→ PROBLEM TO SOLVE:
Omit all pictures, then retype the data exactly as given.

→ DATA:
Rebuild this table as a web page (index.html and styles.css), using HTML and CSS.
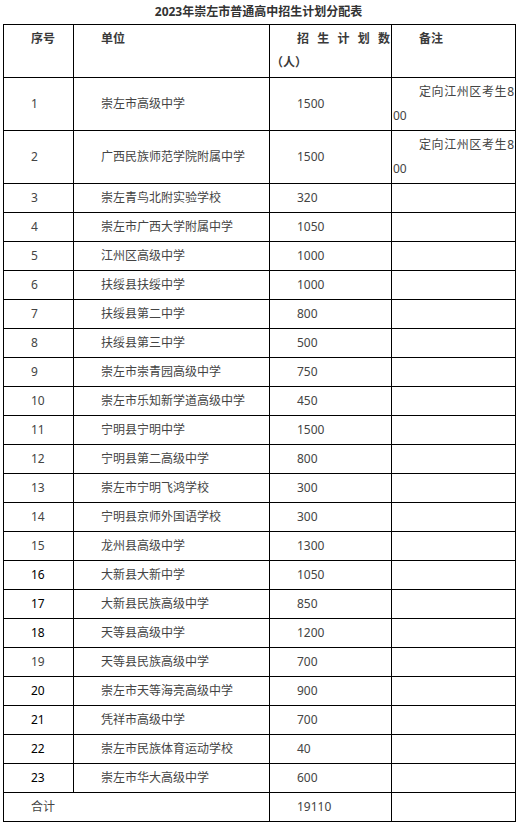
FILE: index.html
```html
<!DOCTYPE html>
<html lang="zh-CN">
<head>
<meta charset="utf-8">
<title>2023年崇左市普通高中招生计划分配表</title>
<link rel="stylesheet" href="styles.css">
</head>
<body>
<div class="page">
  <h1 class="title">2023年崇左市普通高中招生计划分配表</h1>
  <table class="plan">
    <colgroup>
      <col class="c-no">
      <col class="c-unit">
      <col class="c-num">
      <col class="c-note">
    </colgroup>
    <thead>
      <tr><th>序号</th><th>单位</th><th>招生计划数（人）</th><th>备注</th></tr>
    </thead>
    <tbody>
      <tr class="tall"><td>1</td><td>崇左市高级中学</td><td>1500</td><td class="note">定向江州区考生800</td></tr>
      <tr class="tall"><td>2</td><td>广西民族师范学院附属中学</td><td>1500</td><td class="note">定向江州区考生800</td></tr>
      <tr><td>3</td><td>崇左青鸟北附实验学校</td><td>320</td><td></td></tr>
      <tr><td>4</td><td>崇左市广西大学附属中学</td><td>1050</td><td></td></tr>
      <tr><td>5</td><td>江州区高级中学</td><td>1000</td><td></td></tr>
      <tr><td>6</td><td>扶绥县扶绥中学</td><td>1000</td><td></td></tr>
      <tr><td>7</td><td>扶绥县第二中学</td><td>800</td><td></td></tr>
      <tr><td>8</td><td>扶绥县第三中学</td><td>500</td><td></td></tr>
      <tr><td>9</td><td>崇左市崇青园高级中学</td><td>750</td><td></td></tr>
      <tr><td>10</td><td>崇左市乐知新学道高级中学</td><td>450</td><td></td></tr>
      <tr><td>11</td><td>宁明县宁明中学</td><td>1500</td><td></td></tr>
      <tr><td>12</td><td>宁明县第二高级中学</td><td>800</td><td></td></tr>
      <tr><td>13</td><td>崇左市宁明飞鸿学校</td><td>300</td><td></td></tr>
      <tr><td>14</td><td>宁明县京师外国语学校</td><td>300</td><td></td></tr>
      <tr><td>15</td><td>龙州县高级中学</td><td>1300</td><td></td></tr>
      <tr><td class="dark">16</td><td>大新县大新中学</td><td>1050</td><td></td></tr>
      <tr><td class="dark">17</td><td>大新县民族高级中学</td><td>850</td><td></td></tr>
      <tr><td class="dark">18</td><td>天等县高级中学</td><td>1200</td><td></td></tr>
      <tr><td>19</td><td>天等县民族高级中学</td><td>700</td><td></td></tr>
      <tr><td class="dark">20</td><td>崇左市天等海亮高级中学</td><td>900</td><td></td></tr>
      <tr><td class="dark">21</td><td>凭祥市高级中学</td><td>700</td><td></td></tr>
      <tr><td class="dark">22</td><td>崇左市民族体育运动学校</td><td>40</td><td></td></tr>
      <tr><td class="dark">23</td><td>崇左市华大高级中学</td><td>600</td><td></td></tr>
      <tr><td colspan="2">合计</td><td>19110</td><td></td></tr>
    </tbody>
  </table>
</div>
</body>
</html>
```
FILE: styles.css
```css
html, body {
  margin: 0;
  padding: 0;
  background: #fff;
}

body {
  font-family: "Noto Sans", "Noto Sans CJK SC", sans-serif;
  font-size: 12px;
  color: #444;
}

.page {
  padding: 0 3px;
}

.title {
  margin: 0;
  height: 24px;
  font-size: 12px;
  line-height: 24px;
  font-weight: bold;
  text-align: center;
  color: #333;
}

.plan {
  border-collapse: collapse;
  table-layout: fixed;
  width: 512px;
  text-spacing-trim: space-all;
}

.c-no { width: 70px; }
.c-unit { width: 196px; }
.c-num { width: 122px; }
.c-note { width: 124px; }

.plan th,
.plan td {
  border: 1px solid #000;
  padding: 2px 1px;
  line-height: 24px;
  text-indent: 26px;
  text-align: justify;
  word-break: break-all;
  vertical-align: middle;
  font-size: 12px;
  text-spacing-trim: space-all;
}

.plan th {
  vertical-align: top;
  font-weight: bold;
  color: #3a3a3a;
  height: 48px;
}

.plan td {
  height: 24px;
  font-weight: normal;
}

.plan tr.tall td {
  height: 48px;
}

.plan td.note {
  vertical-align: top;
}

.plan td.dark {
  color: #000;
}
```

→ FINAL ANSWER:
Rebuild this table as a web page (index.html and styles.css), using HTML and CSS.
FILE: index.html
```html
<!DOCTYPE html>
<html lang="zh-CN">
<head>
<meta charset="utf-8">
<title>2023年崇左市普通高中招生计划分配表</title>
<link rel="stylesheet" href="styles.css">
</head>
<body>
<div class="page">
  <h1 class="title">2023年崇左市普通高中招生计划分配表</h1>
  <table class="plan">
    <colgroup>
      <col class="c-no">
      <col class="c-unit">
      <col class="c-num">
      <col class="c-note">
    </colgroup>
    <thead>
      <tr><th>序号</th><th>单位</th><th>招生计划数（人）</th><th>备注</th></tr>
    </thead>
    <tbody>
      <tr class="tall"><td>1</td><td>崇左市高级中学</td><td>1500</td><td class="note">定向江州区考生800</td></tr>
      <tr class="tall"><td>2</td><td>广西民族师范学院附属中学</td><td>1500</td><td class="note">定向江州区考生800</td></tr>
      <tr><td>3</td><td>崇左青鸟北附实验学校</td><td>320</td><td></td></tr>
      <tr><td>4</td><td>崇左市广西大学附属中学</td><td>1050</td><td></td></tr>
      <tr><td>5</td><td>江州区高级中学</td><td>1000</td><td></td></tr>
      <tr><td>6</td><td>扶绥县扶绥中学</td><td>1000</td><td></td></tr>
      <tr><td>7</td><td>扶绥县第二中学</td><td>800</td><td></td></tr>
      <tr><td>8</td><td>扶绥县第三中学</td><td>500</td><td></td></tr>
      <tr><td>9</td><td>崇左市崇青园高级中学</td><td>750</td><td></td></tr>
      <tr><td>10</td><td>崇左市乐知新学道高级中学</td><td>450</td><td></td></tr>
      <tr><td>11</td><td>宁明县宁明中学</td><td>1500</td><td></td></tr>
      <tr><td>12</td><td>宁明县第二高级中学</td><td>800</td><td></td></tr>
      <tr><td>13</td><td>崇左市宁明飞鸿学校</td><td>300</td><td></td></tr>
      <tr><td>14</td><td>宁明县京师外国语学校</td><td>300</td><td></td></tr>
      <tr><td>15</td><td>龙州县高级中学</td><td>1300</td><td></td></tr>
      <tr><td class="dark">16</td><td>大新县大新中学</td><td>1050</td><td></td></tr>
      <tr><td class="dark">17</td><td>大新县民族高级中学</td><td>850</td><td></td></tr>
      <tr><td class="dark">18</td><td>天等县高级中学</td><td>1200</td><td></td></tr>
      <tr><td>19</td><td>天等县民族高级中学</td><td>700</td><td></td></tr>
      <tr><td class="dark">20</td><td>崇左市天等海亮高级中学</td><td>900</td><td></td></tr>
      <tr><td class="dark">21</td><td>凭祥市高级中学</td><td>700</td><td></td></tr>
      <tr><td class="dark">22</td><td>崇左市民族体育运动学校</td><td>40</td><td></td></tr>
      <tr><td class="dark">23</td><td>崇左市华大高级中学</td><td>600</td><td></td></tr>
      <tr><td colspan="2">合计</td><td>19110</td><td></td></tr>
    </tbody>
  </table>
</div>
</body>
</html>
```
FILE: styles.css
```css
html, body {
  margin: 0;
  padding: 0;
  background: #fff;
}

body {
  font-family: "Noto Sans", "Noto Sans CJK SC", sans-serif;
  font-size: 12px;
  color: #444;
}

.page {
  padding: 0 3px;
}

.title {
  margin: 0;
  height: 24px;
  font-size: 12px;
  line-height: 24px;
  font-weight: bold;
  text-align: center;
  color: #333;
}

.plan {
  border-collapse: collapse;
  table-layout: fixed;
  width: 512px;
  text-spacing-trim: space-all;
}

.c-no { width: 70px; }
.c-unit { width: 196px; }
.c-num { width: 122px; }
.c-note { width: 124px; }

.plan th,
.plan td {
  border: 1px solid #000;
  padding: 2px 1px;
  line-height: 24px;
  text-indent: 26px;
  text-align: justify;
  word-break: break-all;
  vertical-align: middle;
  font-size: 12px;
  text-spacing-trim: space-all;
}

.plan th {
  vertical-align: top;
  font-weight: bold;
  color: #3a3a3a;
  height: 48px;
}

.plan td {
  height: 24px;
  font-weight: normal;
}

.plan tr.tall td {
  height: 48px;
}

.plan td.note {
  vertical-align: top;
}

.plan td.dark {
  color: #000;
}
```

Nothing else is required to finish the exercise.